Show HN: A calculator that does arithmetic over disjoint unions of intervals

What it is
A developer has released a web calculator that computes with unions of intervals instead of single real numbers. Think interval arithmetic, but upgraded: inputs can be disjoint sets like [a, b] U [c, d], and operations return unions when the result naturally splits. It has been reported that the author calls this "Interval Union Arithmetic" and claims it is vastly superior to vanilla interval arithmetic because it stays closed and even supports division by intervals that contain zero — so 2 / [-2, 1] yields [-∞, -1] U [2, +∞]. Neat trick, and a little bit of math theater.
How it works
The tool implements outward rounding on IEEE‑754 doubles, so results are guaranteed to contain the true real-valued result — yes, even for the infamous 0.1 + 0.2 glitch. There’s an inclusion property: pick any real from each input union, compute the expression, and the result is guaranteed to lie inside the returned union. Syntax is straightforward (bracketed intervals, U for union, bare numbers treated as degenerate intervals), and the calculator supports a healthy function set — trig, logs, exp, sqrt, hull/lo/hi helpers, constants like pi and inf, and more.
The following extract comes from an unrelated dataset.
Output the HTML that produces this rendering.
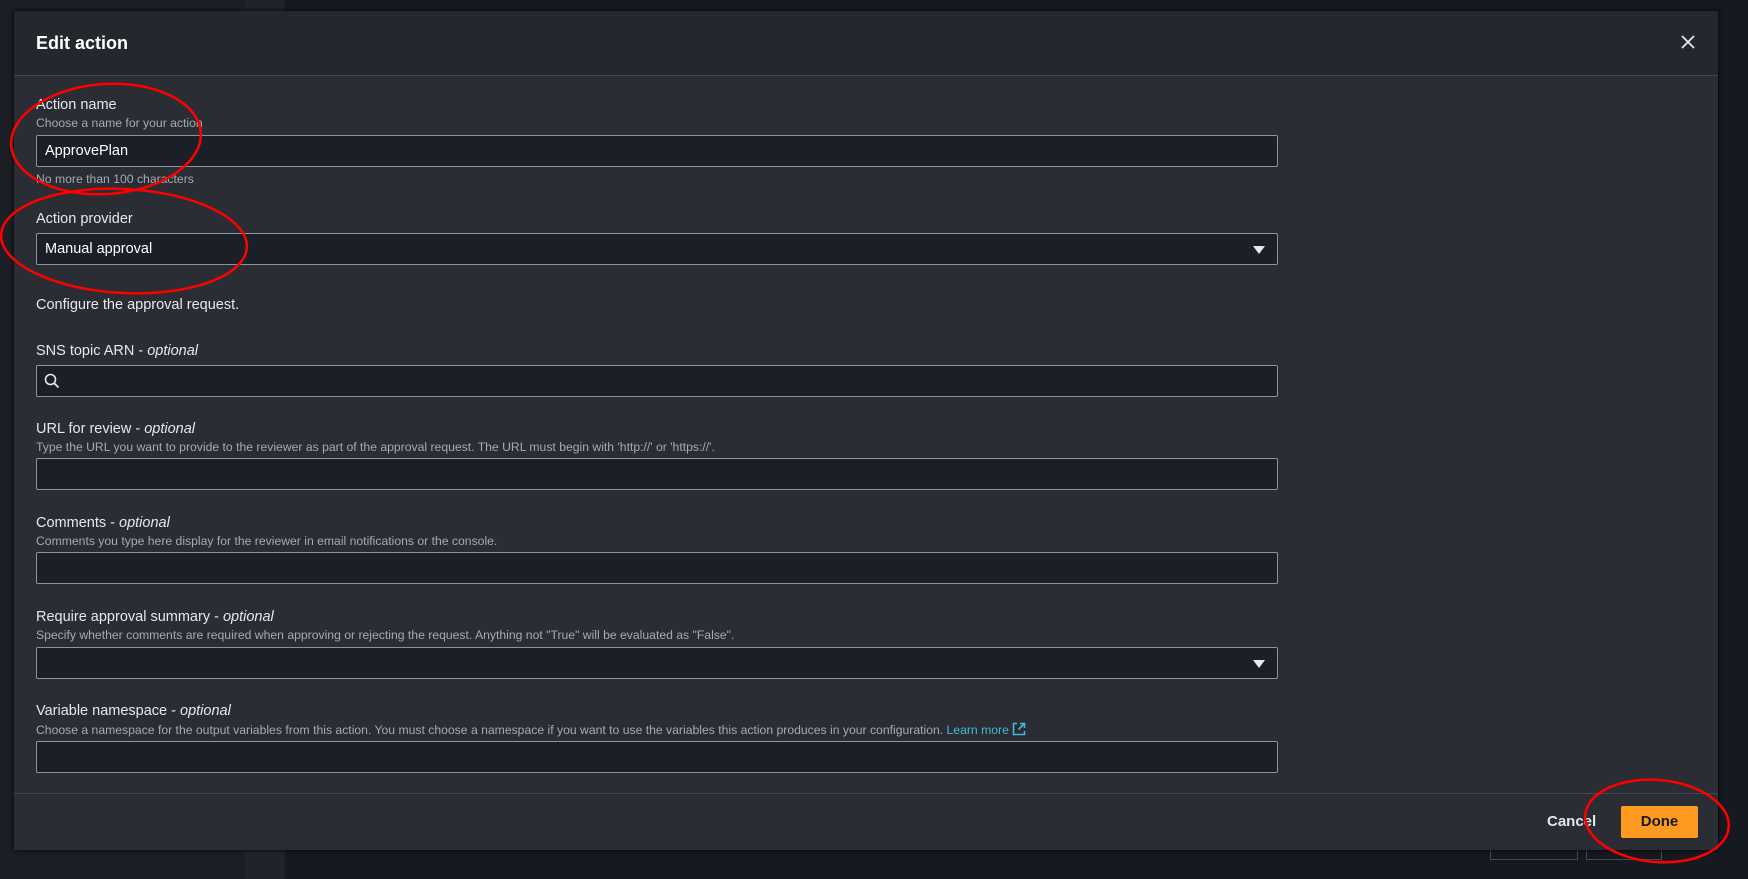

You can nest interval bounds too (e.g., [0, [0,100]] collapses sensibly), which is a nice ergonomic touch for builders.
Why it matters
Who cares? Anyone wrestling with uncertainty, safe numerical code, or formal guarantees: engineers doing robust simulations, people building controllers that must avoid singularities, and researchers exploring validated numerics. It isn’t a magic wand — interval results can be conservative — but union intervals reduce needless over‑approximation. The project is live on the author’s GitHub Pages and was posted as a Show HN link; try dividing through an interval containing zero and see that little emotional payoff when the calculator spits out disjoint infinities. Pretty satisfying.